Im Herzoglichen Museum Gotha auf Schloss Friedenstein wird gezeigt, wie die äußerst produktive Cranach-Werkstatt religiöse und politische Inhalte umgesetzt hat. Luthers Botschaft richtete sich an den Gläubigen, doch war die Reformation auch ein entscheidender Faktor in der Machtpolitik des 16. Jahrhunderts, in der sich die sächsischen Kurfürsten eindeutig positioniert hatten. Am Beispiel von herausragenden Werken aus internationalen Sammlungen zeigt die Ausstellung „Cranach im Dienst von Hof und Reformation“, mit welchen Bildkonzepten die Maler und ihre Werkstatt religiöse und politische Inhalte in einer Weise umgesetzt haben, die für uns heute mitunter durchaus propagandistisch erscheint (29. März bis 19. Juli 2015).
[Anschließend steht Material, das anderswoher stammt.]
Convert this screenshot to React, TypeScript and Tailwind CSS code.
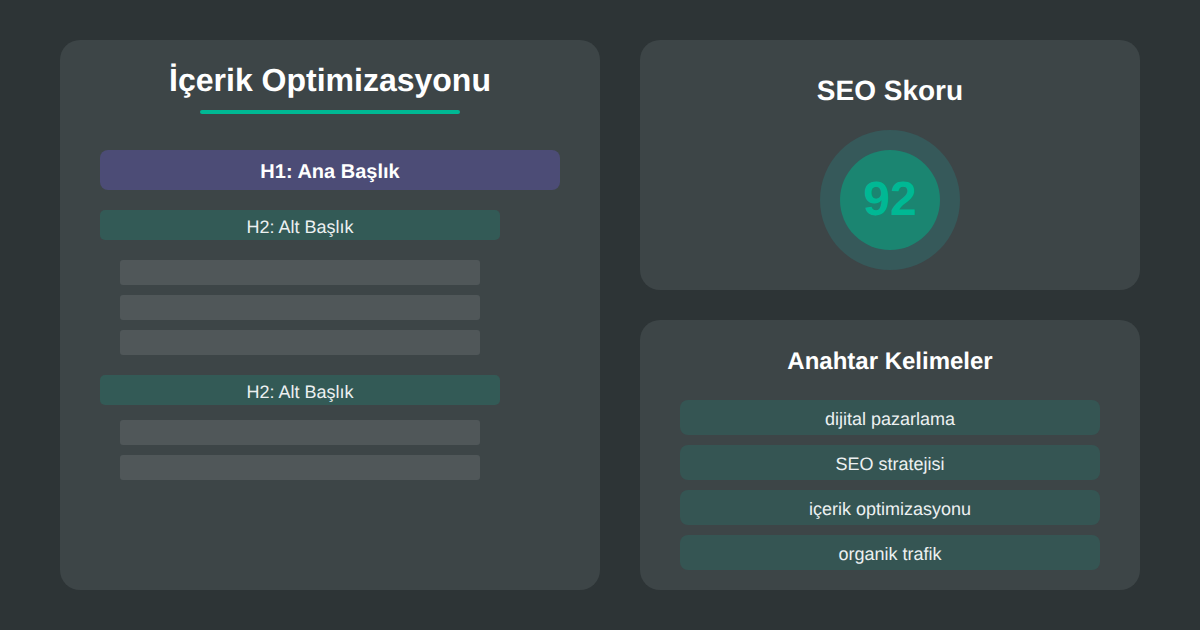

Dass wir recht genau wissen, wie der Wittenberger Reformator ausgesehen hat, verdanken wir Lucas Cranach und dessen gleichnamigen Sohn, die ihn immer wieder porträtiert und sein Aussehen damit im Bildgedächtnis der Kulturgeschichte unauslöschlich verankert haben. „Die Lutherporträts der Cranach-Werkstatt“, heißt eine Ausstellung auf der Wartburg, die mit zahlreichen grafischen und gemalten Beispielen zeigt, wie der florierende künstlerische Betrieb in Wittenberg organisiert war, zugleich aber auch dokumentiert wie sich dort das Luther-Motiv veränderte (2. April bis 19. Juli 2015).
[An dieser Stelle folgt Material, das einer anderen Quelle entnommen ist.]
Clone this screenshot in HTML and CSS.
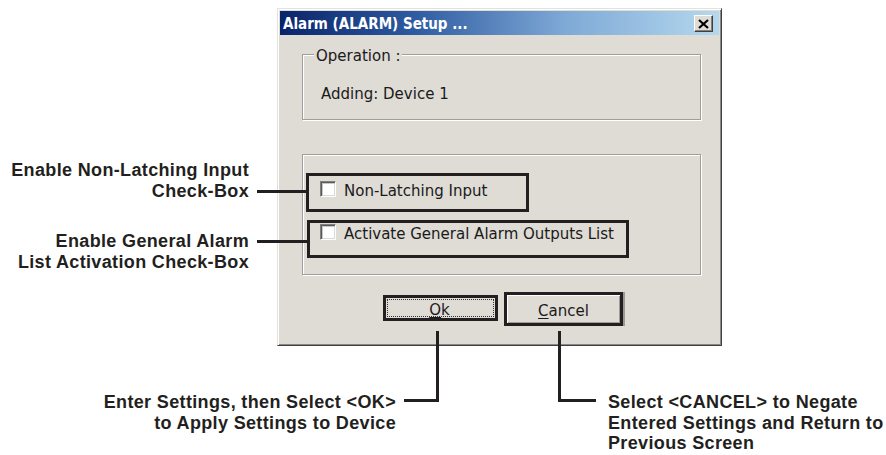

Als Cranach d. Ä. den Flügelaltar in der Weimarer Herderkirche 1555 vollendete, hatte er eines der Hauptwerke reformatorischer Bildkunst geschaffen. Der Altar bildet den Ausgangspunkt der Ausstellung, die das Schiller-Museum unter das Motto „Cranach in Weimar“ stellt. In mehreren Kapiteln zeichnet die Klassik-Stiftung Weimar die Verbindungen zwischen Cranach und dem Hof von Johann Friedrichs des Großmütigen nach, untersucht das Verhältnis von Auftraggeber und Künstler und beleuchtet erstmals die Wiederentdeckung der Cranach-Werke im Umfeld von Goethe (3. April bis 14. Juni 2015).

„Kontroverse und Kompromiss“ lautet der Titel der Erfurter Ausstellung, die sowohl im Dom als auch im Angermuseum zu sehen sein wird: Im Mittelpunkt stehen die ab 1506 entstandenen Pfeilerbilder im Dom, die „katholische“ Inhalte umfassten. Während die Originale im Dom zu sehen sind, zeigt das Angermuseum mit seinem reichem Bestand von Werken aus dem 16. Jahrhundert auf, wie Bilder zum Medium der konfessionellen Auseinandersetzung zwischen Altgläubigen und Lutheranern genutzt wurden, aber auch wie die Kunst als Hilfe zum Kompromiss dienen konnte, etwa in der Darstellung von verbindenden Themen (16. Mai bis 23. August 2015).

„Cranach am authentischen Ort“, lautet das Motto, mit dem in Neustadt an der Orla das Interesse der Besucher auf den Flügelaltar gelenkt wird, der aus dem Werkstatt Lucas Cranachs des Älteren stammt und 1513 in der Stadtkirche St.Johannis aufgestellt wurde. Eine Replik des Altars ist im Cranach-Zimmer des Museums für Stadtgeschichte zu sehen, in dem die Motive dieses Meisterwerks erklärt und in Verbindung mit der Neustädter Stadtgeschichte gebracht werden.